The trio base themselves in a motel and from here Galveston stands as a testament to violence and abuse, which parallels back and forth with Roy struggling with his dwindling mortality. Where Roy looks to calm his frustrations through alcohol and isolation, it is Rocky who, despite a 20-year age gap and only knowing abuse in her life, seeks to connect to Roy.

Ben Foster is undoubtedly one of the best actors working in Hollywood today, and in Galveston he delivers with just as much intense fragility as he does extreme aggression. By no means is Roy a well-reasoned person, with the narrative opting to diffuse rage-filled situations that threaten to separate Roy and Rocky by conveniently invoking Roys’ illness as if to quickly forget his threatening behaviour.

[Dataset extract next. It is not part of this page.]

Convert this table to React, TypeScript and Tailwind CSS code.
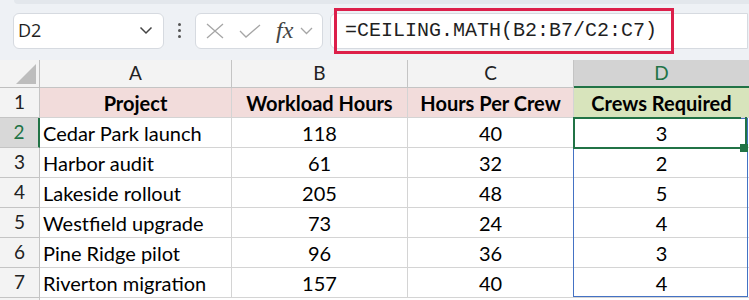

The mood is established early on, with cinematography (handled by Dagmar Weaver-Madsen) working to develop the inner turmoil felt by the characters while also showing a confined-dirtiness which makes scenes of basking in the warmth of a beach joyous for both the characters and audience.

Director Mélanie Laurent, best known for playing Shosanna in 2009’s Inglourious Basterds, is interested in not only the main characters’ struggle with abuse but that of the wider public. Though heavily inspired by other films that have since made the ultra-violent drama narrative something of a parlour trick, Galveston remains a well-acted assessment on abuse led trauma.